この大会は予選会がなく、ぶっつけ本番なのは少し不安ですが、できる限りのことをやっていきたいと思います。
仕事と子育てを両立させつつ、練習もあると大変そうですね。
藤丸 小谷さんの行動力に引っ張られている感じですね。年齢が10歳以上離れているので、体力的にはつらいはずなんです。でも、私が「もう一度ここを練習しましょう」と言ったら、どんなときも前向きに取り組んでくださいます。さすがだな、と思うことばかりです。私が引っ張らないと行けない立場なのに、と思うと弱音は吐けません。
競技会出場は2004年以来、再び頂点を目指す
そもそも藤丸さんがシンクロを始めたきっかけは?
藤丸 3歳からスイミングスクールに通い始めたのですが、そこに競泳とシンクロクラスがありました。私は当時から泳ぐのが好きだったし、一緒に習い始めた兄よりも泳ぎが速かったようなので、選手コースに誘われたんです。母が「女の子だしシンクロがいいな」と思ったそうで、競泳ではなくシンクロクラスの方へ入会することになりました。
それが今まで続いてるのはすごいですね。
藤丸 そうですね。ずっと好きで続けていたと思っていたのですが、当時の日記を見返すと、何回も「つらい」と書いてありました(笑)。小学6年生の文集には、「オリンピック選手になれなかったら私はどうやって生きていけばいいんだろう」と書いてあったんですよ。当時は当時で悩んでいたんだろうなと。オリンピックまで諦めずによく頑張ったなと思います。
子どもの頃はどれくらい練習していましたか?
藤丸 最初は習い事として週2~3日、3時間くらいでしたが、クラスが上るごとに増えていき、高校からは毎日練習していました。高校1年の時からは海外の試合にも選ばれるようになり、長期の合宿にも参加するなど、シンクロはが生活の一部になっていました。平日は朝練して学校に行って学校が終わったら練習に行くのが毎日のルーティンで、帰宅は23時頃でしたね。
どんなところにシンクロの楽しさを感じますか?
藤丸 水中で自由自在に動けるところだと思います。泳ぐだけではなくて、逆さになって足を回すことは、すごく楽しいんですよ。それと、水の中だと「無」になれるのもすごくいいと思います。ストレスが溜まったときも、泳いだら忘れちゃうんです。
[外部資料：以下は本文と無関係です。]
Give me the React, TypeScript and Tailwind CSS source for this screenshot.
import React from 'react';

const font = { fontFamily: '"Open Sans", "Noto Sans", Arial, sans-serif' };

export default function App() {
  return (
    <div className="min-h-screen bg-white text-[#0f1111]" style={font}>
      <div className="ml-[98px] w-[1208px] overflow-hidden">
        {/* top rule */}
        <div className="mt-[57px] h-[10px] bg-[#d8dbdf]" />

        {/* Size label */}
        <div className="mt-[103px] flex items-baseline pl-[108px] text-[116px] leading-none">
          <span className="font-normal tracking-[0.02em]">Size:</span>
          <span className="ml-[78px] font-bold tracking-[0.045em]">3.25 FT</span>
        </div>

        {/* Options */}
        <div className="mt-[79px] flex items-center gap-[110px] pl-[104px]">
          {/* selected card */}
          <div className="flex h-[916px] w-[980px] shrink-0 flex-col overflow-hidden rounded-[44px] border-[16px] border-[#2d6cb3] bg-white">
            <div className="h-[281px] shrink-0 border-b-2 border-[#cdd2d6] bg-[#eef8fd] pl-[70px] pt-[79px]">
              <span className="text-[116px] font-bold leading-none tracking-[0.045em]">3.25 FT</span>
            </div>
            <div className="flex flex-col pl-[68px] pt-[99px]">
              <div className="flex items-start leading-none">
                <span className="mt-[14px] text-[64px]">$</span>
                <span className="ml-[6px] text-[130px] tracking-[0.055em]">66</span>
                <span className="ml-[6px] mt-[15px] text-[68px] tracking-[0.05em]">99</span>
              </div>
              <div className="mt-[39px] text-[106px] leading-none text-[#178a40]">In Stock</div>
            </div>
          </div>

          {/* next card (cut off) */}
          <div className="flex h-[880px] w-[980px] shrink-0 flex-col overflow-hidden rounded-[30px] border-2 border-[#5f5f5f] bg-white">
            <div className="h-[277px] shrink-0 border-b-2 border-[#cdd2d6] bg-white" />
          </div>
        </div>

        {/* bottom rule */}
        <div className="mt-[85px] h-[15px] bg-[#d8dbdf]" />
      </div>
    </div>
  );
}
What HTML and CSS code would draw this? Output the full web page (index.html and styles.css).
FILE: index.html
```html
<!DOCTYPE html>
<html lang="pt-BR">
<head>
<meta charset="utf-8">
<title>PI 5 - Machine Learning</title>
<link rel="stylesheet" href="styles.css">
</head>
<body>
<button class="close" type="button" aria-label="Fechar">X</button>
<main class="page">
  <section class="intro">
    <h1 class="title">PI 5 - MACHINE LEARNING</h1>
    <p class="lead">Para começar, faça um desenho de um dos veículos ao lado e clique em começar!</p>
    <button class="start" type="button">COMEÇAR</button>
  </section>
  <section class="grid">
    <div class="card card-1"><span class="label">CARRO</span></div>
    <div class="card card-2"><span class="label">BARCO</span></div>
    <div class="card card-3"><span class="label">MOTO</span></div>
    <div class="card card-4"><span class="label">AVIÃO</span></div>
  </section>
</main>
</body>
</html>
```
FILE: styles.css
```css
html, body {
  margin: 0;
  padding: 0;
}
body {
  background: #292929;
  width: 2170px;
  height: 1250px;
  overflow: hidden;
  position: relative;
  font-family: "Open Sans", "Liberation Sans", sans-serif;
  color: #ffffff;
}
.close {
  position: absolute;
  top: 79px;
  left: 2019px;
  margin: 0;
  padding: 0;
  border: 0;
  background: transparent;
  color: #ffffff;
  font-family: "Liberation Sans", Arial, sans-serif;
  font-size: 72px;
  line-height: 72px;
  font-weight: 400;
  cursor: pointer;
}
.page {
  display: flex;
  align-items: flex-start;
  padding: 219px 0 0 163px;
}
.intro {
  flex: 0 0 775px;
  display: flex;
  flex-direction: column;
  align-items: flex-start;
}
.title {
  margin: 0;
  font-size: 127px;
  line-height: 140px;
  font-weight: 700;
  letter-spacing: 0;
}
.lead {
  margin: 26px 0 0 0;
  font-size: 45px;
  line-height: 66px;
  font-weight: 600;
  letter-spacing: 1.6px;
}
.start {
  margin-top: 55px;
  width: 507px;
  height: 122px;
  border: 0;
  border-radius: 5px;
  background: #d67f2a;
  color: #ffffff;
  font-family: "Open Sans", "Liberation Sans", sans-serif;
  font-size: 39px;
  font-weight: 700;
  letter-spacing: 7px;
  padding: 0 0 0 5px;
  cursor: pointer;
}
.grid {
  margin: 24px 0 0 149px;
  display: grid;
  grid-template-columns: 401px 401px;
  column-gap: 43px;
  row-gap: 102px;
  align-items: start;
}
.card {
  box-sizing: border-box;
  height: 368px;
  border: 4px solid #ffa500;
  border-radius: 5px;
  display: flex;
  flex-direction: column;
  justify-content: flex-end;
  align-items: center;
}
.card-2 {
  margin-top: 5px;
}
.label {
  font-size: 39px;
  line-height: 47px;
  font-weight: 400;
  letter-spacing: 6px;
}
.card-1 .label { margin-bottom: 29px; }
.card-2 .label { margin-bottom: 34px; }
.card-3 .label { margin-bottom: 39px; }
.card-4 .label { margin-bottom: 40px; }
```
最後に、世界マスターズ水泳の意気込みをお願いします。
藤丸 現役復帰というと少し大袈裟ですが、点数をつけられる競技会に出るのは2004年以来なので、仕事と子育てを両立させながら一歩踏み出しました。子育てが落ち着いてきたこのタイミングに世界マスターズ水泳が日本で開催されるのも運がいいですし、まだ泳げる状態でこのチャンスを掴めたのはよかったと思います。
小谷さんとは、「とにかく頂点を狙おう」と約束しました。メダルは後からついてくるから、私たちが今持ってる力を全部発揮したいです。
藤丸真世
2004年アテネオリンピック・アーティスティックスイミングで銀メダルを獲得。2006年にTBSテレビ入社。スポーツ局12年、その後広報部を経て現在は秘書部にて勤務。仕事と子育てをしながら、オリンピアンとしても多方面にて活躍。今年は世界マスターズにも挑戦。